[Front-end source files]
——
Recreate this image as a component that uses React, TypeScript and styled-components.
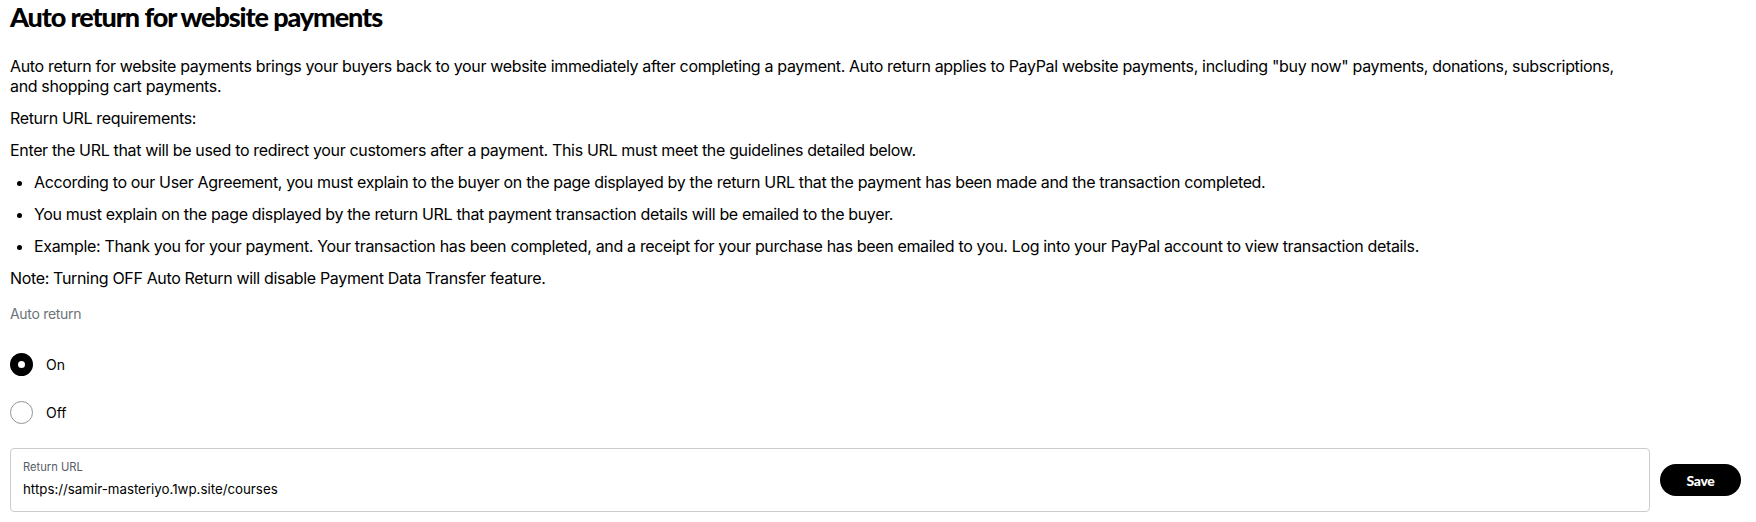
import styled, { createGlobalStyle } from "styled-components";
import { useState } from "react";

const GlobalStyle = createGlobalStyle`
  html, body {
    margin: 0;
    padding: 0;
    background: #fff;
  }
  body {
    font-family: Inter, "Liberation Sans", Arial, sans-serif;
    color: #000;
  }
`;

const App = () => {
  const [autoReturn, setAutoReturn] = useState<"on" | "off">("on");
  const [url, setUrl] = useState("https://samir-masteriyo.1wp.site/courses");

  return (
    <>
      <GlobalStyle />
      <Page>
        <Title>Auto return for website payments</Title>
        <Text>
          Auto return for website payments brings your buyers back to your
          website immediately after completing a payment. Auto return applies
          to PayPal website payments, including "buy now" payments, donations,
          subscriptions, and shopping cart payments.
        </Text>
        <Text>Return URL requirements:</Text>
        <Text>
          Enter the URL that will be used to redirect your customers after a
          payment. This URL must meet the guidelines detailed below.
        </Text>
        <Bullets>
          <li>
            According to our User Agreement, you must explain to the buyer on
            the page displayed by the return URL that the payment has been made
            and the transaction completed.
          </li>
          <li>
            You must explain on the page displayed by the return URL that
            payment transaction details will be emailed to the buyer.
          </li>
          <li>
            Example: Thank you for your payment. Your transaction has been
            completed, and a receipt for your purchase has been emailed to you.
            Log into your PayPal account to view transaction details.
          </li>
        </Bullets>
        <Text>
          Note: Turning OFF Auto Return will disable Payment Data Transfer
          feature.
        </Text>

        {/* auto return radio group */}
        <Fieldset>
          <Legend>Auto return</Legend>
          <RadioRow onClick={() => setAutoReturn("on")}>
            <Radio $checked={autoReturn === "on"} />
            <RadioLabel>On</RadioLabel>
          </RadioRow>
          <RadioRow onClick={() => setAutoReturn("off")}>
            <Radio $checked={autoReturn === "off"} />
            <RadioLabel>Off</RadioLabel>
          </RadioRow>
        </Fieldset>

        {/* return url + save */}
        <UrlRow>
          <Field>
            <FieldLabel>Return URL</FieldLabel>
            <FieldInput value={url} onChange={(e) => setUrl(e.target.value)} />
          </Field>
          <SaveButton type="button">Save</SaveButton>
        </UrlRow>
      </Page>
    </>
  );
};

export default App;

const Page = styled.div`
  padding: 0 15px 0 10px;
  display: flex;
  flex-direction: column;
`;

const Title = styled.h1`
  margin: 0 0 22px;
  font-family: Lato, "Liberation Sans", sans-serif;
  font-weight: 900;
  font-size: 27px;
  line-height: 34px;
  letter-spacing: -1.1px;
  color: #000;
`;

const Text = styled.p`
  margin: 0 0 12px;
  max-width: 1625px;
  font-size: 16px;
  line-height: 20px;
  letter-spacing: -0.34px;
`;

const Bullets = styled.ul`
  margin: 0 0 12px;
  padding: 0 0 0 24px;
  li {
    font-size: 16px;
    line-height: 20px;
    letter-spacing: -0.34px;
    margin-bottom: 12px;
  }
  li:last-child {
    margin-bottom: 0;
  }
`;

const Fieldset = styled.div`
  display: flex;
  flex-direction: column;
  margin-top: 4px;
`;

const Legend = styled.div`
  font-size: 14px;
  line-height: 20px;
  letter-spacing: -0.3px;
  color: #6c7378;
  margin-bottom: 28px;
`;

const RadioRow = styled.label`
  display: flex;
  align-items: center;
  gap: 13px;
  height: 24px;
  margin-bottom: 24px;
  cursor: pointer;
`;

const Radio = styled.span<{ $checked: boolean }>`
  box-sizing: border-box;
  width: 23px;
  height: 23px;
  border-radius: 50%;
  background: #fff;
  border: ${(p) => (p.$checked ? "8px solid #000" : "1px solid #929496")};
`;

const RadioLabel = styled.span`
  font-size: 14px;
  color: #000;
`;

const UrlRow = styled.div`
  display: flex;
  align-items: center;
  gap: 10px;
`;

const Field = styled.div`
  flex: 1;
  box-sizing: border-box;
  height: 64px;
  padding: 10px 12px 0;
  border: 1px solid #cbcbcb;
  border-radius: 4px;
  display: flex;
  flex-direction: column;
`;

const FieldLabel = styled.span`
  font-size: 11.2px;
  line-height: 16px;
  color: #545d68;
`;

const FieldInput = styled.input`
  border: none;
  outline: none;
  padding: 0;
  margin-top: 6px;
  font-family: Inter, "Liberation Sans", sans-serif;
  font-size: 13.3px;
  color: #000;
  background: transparent;
`;

const SaveButton = styled.button`
  width: 81px;
  height: 32px;
  border: none;
  border-radius: 16px;
  background: #000;
  color: #fff;
  font-family: Lato, "Liberation Sans", sans-serif;
  font-weight: 900;
  font-size: 14px;
  letter-spacing: -0.3px;
  cursor: pointer;
`;
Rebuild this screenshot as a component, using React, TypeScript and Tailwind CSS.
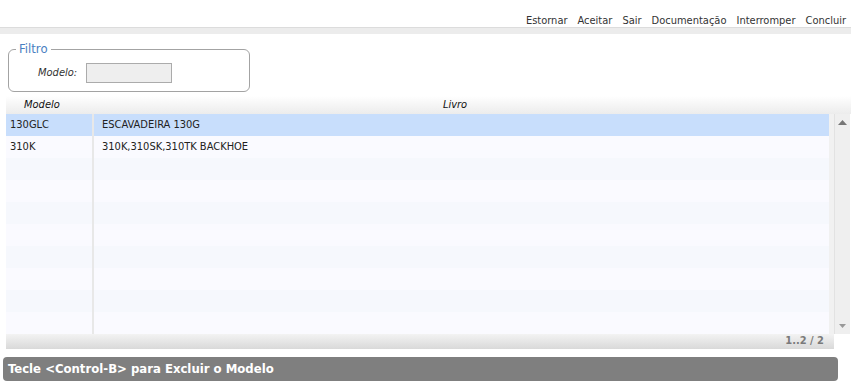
const rows = [
  { modelo: "130GLC", livro: "ESCAVADEIRA 130G" },
  { modelo: "310K", livro: "310K,310SK,310TK BACKHOE" },
];

const font = "font-['Tahoma','DejaVu_Sans_Condensed','DejaVu_Sans',sans-serif]";

export default function App() {
  const filler = Array.from({ length: 10 }, (_, i) => rows[i] ?? null);

  return (
    <div className={`w-[851px] h-[389px] bg-white text-[11px] text-[#222] overflow-hidden ${font}`}>
      {/* toolbar */}
      <div className="h-[27px] flex items-end justify-end gap-[10px] pr-[5px] text-[#333]">
        {["Estornar", "Aceitar", "Sair", "Documentação", "Interromper", "Concluir"].map((a) => (
          <span key={a} className="leading-[13px]">{a}</span>
        ))}
      </div>
      <div className="h-[7px] border-t border-[#dcdcdc] bg-[#ececec]" />

      {/* filtro */}
      <div className="pl-[8px] pt-[8px]">
        <fieldset className="w-[242px] h-[50px] border border-[#a3a3a3] rounded-[6px] pl-[7px]">
          <legend className="px-[3px] text-[13px] text-[#4a7fc2] leading-[14px]">Filtro</legend>
          <div className="flex items-center gap-[9px] pl-[22px] pt-[7px]">
            <span className="italic text-[#333]">Modelo:</span>
            <div className="w-[86px] h-[20px] bg-[#eeeeee] border border-[#ababab]" />
          </div>
        </fieldset>
      </div>

      {/* grid */}
      <div className="ml-[6px] mt-[4px] w-[845px]">
        <div className="h-[18px] flex items-center bg-gradient-to-b from-white to-[#ececec] italic text-[#111]">
          <div className="w-[87px] pl-[18px]">Modelo</div>
          <div className="flex-1 text-center pr-[34px]">Livro</div>
        </div>
        <div className="flex">
          <div className="w-[823px]">
            {filler.map((r, i) => (
              <div
                key={i}
                className={`h-[22px] flex items-center ${
                  i === 0 ? "bg-[#c8defc]" : i % 2 === 1 ? "bg-[#fafaff]" : "bg-[#f6f8fd]"
                }`}
              >
                <div className="w-[86px] pl-[4px] h-full flex items-center">{r?.modelo}</div>
                <div className="w-[2px] h-full bg-[#e8e8e8]" />
                <div className="pl-[8px]">{r?.livro}</div>
              </div>
            ))}
          </div>
          <div className="w-[5px] bg-[#f1f1f1]" />
          <div className="w-[16px] bg-[#efefef] border-l border-[#e2e2e2] flex flex-col justify-between items-center py-[6px]">
            <svg width="9" height="5" viewBox="0 0 9 5"><path d="M4.5 0 L9 5 L0 5 Z" fill="#777" /></svg>
            <svg width="7" height="4" viewBox="0 0 7 4"><path d="M0 0 L7 0 L3.5 4 Z" fill="#999" /></svg>
          </div>
        </div>
        <div className="h-[15px] w-[828px] flex items-center justify-end pr-[10px] bg-gradient-to-b from-[#f3f3f3] to-[#d9d9d9] font-bold text-[#7a7a7a] text-[11px]">
          1..2 / 2
        </div>
      </div>

      {/* status */}
      <div className="ml-[3px] mt-[8px] w-[835px] h-[24px] rounded-[4px] bg-[#7f7f7f] flex items-center pl-[5px] text-white font-bold text-[13px]">
        Tecle &lt;Control-B&gt; para Excluir o Modelo
      </div>
    </div>
  );
}
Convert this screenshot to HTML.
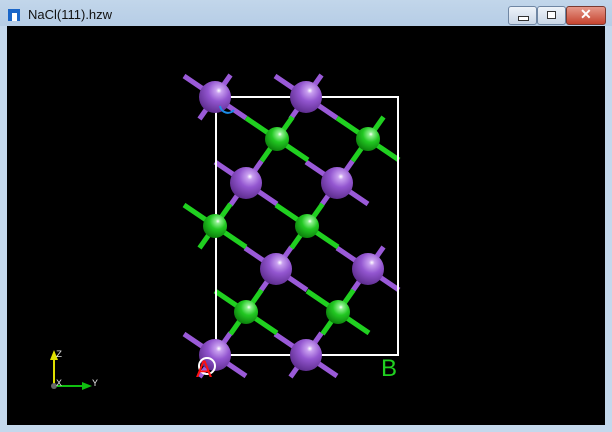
<!DOCTYPE html>
<html><head><meta charset="utf-8">
<style>
body{margin:0;width:612px;height:432px;overflow:hidden;background:#c4d8ec;font-family:"Liberation Sans",sans-serif;position:relative}
.tb{position:absolute;left:0;top:0;width:612px;height:26px;background:linear-gradient(#c2d6ea,#b6cde6)}
.title{position:absolute;left:28px;top:7px;font-size:13px;color:#111}
.ic{position:absolute;left:8px;top:9px;width:12px;height:12px;background:#1a66c8}
.ic:after{content:"";position:absolute;left:4px;top:4px;width:5px;height:8px;background:#fff}
.btn{position:absolute;top:6px;height:17px;border:1px solid #6f86a3;border-radius:3px;background:linear-gradient(#eef3f9,#c9d6e6)}
.cl{background:linear-gradient(#e6998a,#c5442f);border-color:#7a3a30}
.view{position:absolute;left:7px;top:26px;width:598px;height:399px;background:#000}
</style></head><body>
<div class="tb"></div>
<div class="ic"></div>
<div class="title">NaCl(111).hzw</div>
<div class="btn" style="left:508px;width:27px"><div style="position:absolute;left:9px;top:9px;width:9px;height:3px;background:#fff;border:1px solid #333"></div></div>
<div class="btn" style="left:537px;width:27px"><div style="position:absolute;left:9px;top:4px;width:7px;height:6px;border:1px solid #333;background:#fff"></div></div>
<div class="btn cl" style="left:566px;width:38px"><div style="position:absolute;left:13px;top:-1px;color:#fff;font-weight:bold;font-size:14px">✕</div></div>
<div class="view"></div>
<svg id="s" width="612" height="432" style="position:absolute;left:0;top:0">
<defs>
<radialGradient id="gp" cx="0.62" cy="0.3" r="0.75"><stop offset="0" stop-color="#fff"/><stop offset="0.12" stop-color="#c9a0f0"/><stop offset="0.45" stop-color="#9356d0"/><stop offset="1" stop-color="#5a2a8a"/></radialGradient>
<radialGradient id="gg" cx="0.62" cy="0.3" r="0.75"><stop offset="0" stop-color="#fff"/><stop offset="0.12" stop-color="#8ef08e"/><stop offset="0.45" stop-color="#22c822"/><stop offset="1" stop-color="#0a7a0a"/></radialGradient>
</defs>
<g id="bonds" stroke-width="5" stroke-linecap="butt"></g>
<rect x="216" y="97" width="182" height="258" fill="none" stroke="#fff" stroke-width="2"/>
<g id="atoms"></g>
<path d="M220 106 A8 8 0 0 0 234 110" fill="none" stroke="#1a8ce8" stroke-width="2"/>
<circle cx="207" cy="366" r="8" fill="none" stroke="#fff" stroke-width="2"/>
<text x="196" y="377" fill="#ff1010" font-size="24">A</text>
<text x="381" y="376" fill="#20d020" font-size="24">B</text>
<line x1="54" y1="386" x2="54" y2="360" stroke="#e0e000" stroke-width="2"/>
<polygon points="50,360 58,360 54,350" fill="#e0e000"/>
<line x1="54" y1="386" x2="82" y2="386" stroke="#10c010" stroke-width="2"/>
<polygon points="82,382 82,390 92,386" fill="#10c010"/>
<circle cx="54" cy="386" r="3" fill="#666"/>
<text x="56" y="357" fill="#ddd" font-size="10" font-family="Liberation Mono">Z</text>
<text x="56" y="386" fill="#ddd" font-size="10" font-family="Liberation Mono">X</text>
<text x="92" y="386" fill="#ddd" font-size="10" font-family="Liberation Mono">Y</text>
</svg>
<script>
var P=[[215,97],[306,97],[246,183],[337,183],[276,269],[368,269],[215,355],[306,355]];
var G=[[277,139],[368,139],[215,226],[307,226],[246,312],[338,312]];
var ns="http://www.w3.org/2000/svg",b=document.getElementById('bonds'),a=document.getElementById('atoms');
var D=[[31,21],[-31,-21],[-15.5,22],[15.5,-22]];
function add(L,c,r,g){L.forEach(function(p){D.forEach(function(d){var l=document.createElementNS(ns,'line');l.setAttribute('x1',p[0]);l.setAttribute('y1',p[1]);l.setAttribute('x2',p[0]+d[0]);l.setAttribute('y2',p[1]+d[1]);l.setAttribute('stroke',c);b.appendChild(l);});
var e=document.createElementNS(ns,'circle');e.setAttribute('cx',p[0]);e.setAttribute('cy',p[1]);e.setAttribute('r',r);e.setAttribute('fill','url(#'+g+')');a.appendChild(e);});}
add(P,'#9a5ad8',16,'gp');add(G,'#20d020',12,'gg');
</script>
</body></html>
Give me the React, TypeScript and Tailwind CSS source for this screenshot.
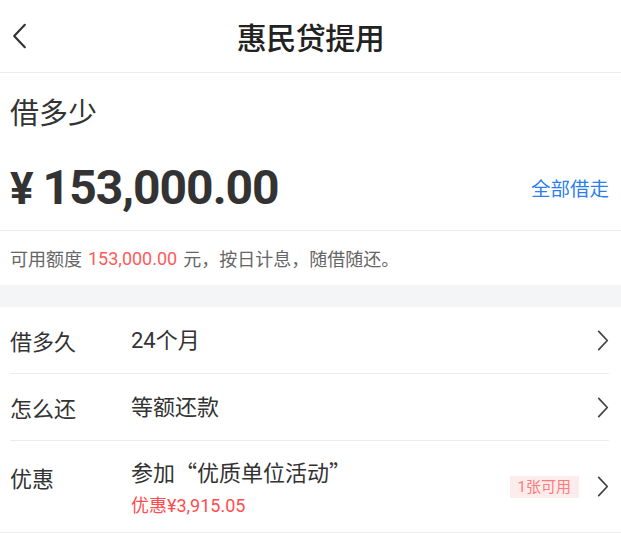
import React from 'react';

const CJK = '"Noto Sans CJK SC", sans-serif';
const NUM = 'Roboto, "Noto Sans CJK SC", sans-serif';

function Chevron({ dir = 'right', className = '' }: { dir?: 'left' | 'right'; className?: string }) {
  return (
    <svg viewBox="0 0 12 22" className={className} fill="none" stroke="currentColor" strokeWidth={1.8} strokeLinecap="round" strokeLinejoin="round">
      {dir === 'right' ? <polyline points="1.5,1.5 10.5,11 1.5,20.5" /> : <polyline points="10.5,1.5 1.5,11 10.5,20.5" />}
    </svg>
  );
}

function Row({ label, value }: { label: string; value: string }) {
  return (
    <div className="flex h-[67px] items-center border-b border-[#ececec]">
      <span className="w-[121px] text-[22px] text-[#333]">{label}</span>
      <span className="flex-1 text-[22px] text-[#333]" style={{ fontFamily: NUM }}>
        {value}
      </span>
      <Chevron className="h-[21px] w-[12px] text-[#444]" />
    </div>
  );
}

export default function App() {
  return (
    <div className="h-[533px] w-[621px] overflow-hidden bg-white" style={{ fontFamily: CJK }}>
      {/* nav bar */}
      <div className="grid h-[73px] grid-cols-[1fr_auto_1fr] items-center border-b border-[#ececec] px-[12px]">
        <Chevron dir="left" className="h-[26px] w-[15px] text-[#333]" />
        <h1 className="text-[30px] font-medium leading-none tracking-[-0.5px] text-[#222]">惠民贷提用</h1>
        <span />
      </div>

      {/* amount */}
      <div className="border-b border-[#ececec] pl-[10px] pr-[12px] pt-[21px]">
        <div className="text-[29px] leading-[35px] text-[#333]">借多少</div>
        <div className="flex h-[101px] items-center justify-between pt-[16px]">
          <div className="flex items-baseline text-[#333]" style={{ fontFamily: NUM }}>
            <span className="mr-[9px] text-[44px] font-bold leading-none">¥</span>
            <span className="text-[48px] font-bold leading-none tracking-[-1px]">153,000.00</span>
          </div>
          <span className="text-[19.5px] text-[#2b7ff0]">全部借走</span>
        </div>
      </div>

      {/* tip */}
      <div className="flex h-[54px] items-center px-[10px] text-[18px] text-[#666]">
        可用额度<span className="mx-[6px] text-[#ff5b5b]" style={{ fontFamily: NUM }}>153,000.00</span>元，按日计息，随借随还。
      </div>

      <div className="h-[22px] bg-[#f4f5f7]" />

      {/* options */}
      <div className="pl-[10px] pr-[12px]">
        <Row label="借多久" value="24个月" />
        <Row label="怎么还" value="等额还款" />
      </div>
      <div className="flex h-[92px] items-center border-b border-[#ececec] pl-[10px] pr-[12px]">
        <span className="-mt-[18px] w-[121px] text-[22px] text-[#333]">优惠</span>
        <div className="flex flex-1 flex-col gap-[10px]">
          <span className="text-[22px] leading-[28px] text-[#333]">参加“优质单位活动”</span>
          <span className="text-[18px] leading-[22px] text-[#ff4d4f]" style={{ fontFamily: NUM }}>
            优惠¥3,915.05
          </span>
        </div>
        <span className="mr-[18px] bg-[#fdecec] px-[8px] py-[1px] text-[15px] leading-[20px] text-[#ff7a7a]" style={{ fontFamily: NUM }}>
          1张可用
        </span>
        <Chevron className="h-[21px] w-[12px] text-[#444]" />
      </div>
    </div>
  );
}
——
**AIM OF THE EXERCISE:**
Give again, word for word, every line from the top of the data above to the line holding "const [url, setUrl]", inclusive, with the pictures left out.

**REPLY TO THE TASK:**
Recreate this image as a component that uses React, TypeScript and styled-components.
import styled, { createGlobalStyle } from "styled-components";
import { useState } from "react";

const GlobalStyle = createGlobalStyle`
  html, body {
    margin: 0;
    padding: 0;
    background: #fff;
  }
  body {
    font-family: Inter, "Liberation Sans", Arial, sans-serif;
    color: #000;
  }
`;

const App = () => {
  const [autoReturn, setAutoReturn] = useState<"on" | "off">("on");
  const [url, setUrl] = useState("https://samir-masteriyo.1wp.site/courses");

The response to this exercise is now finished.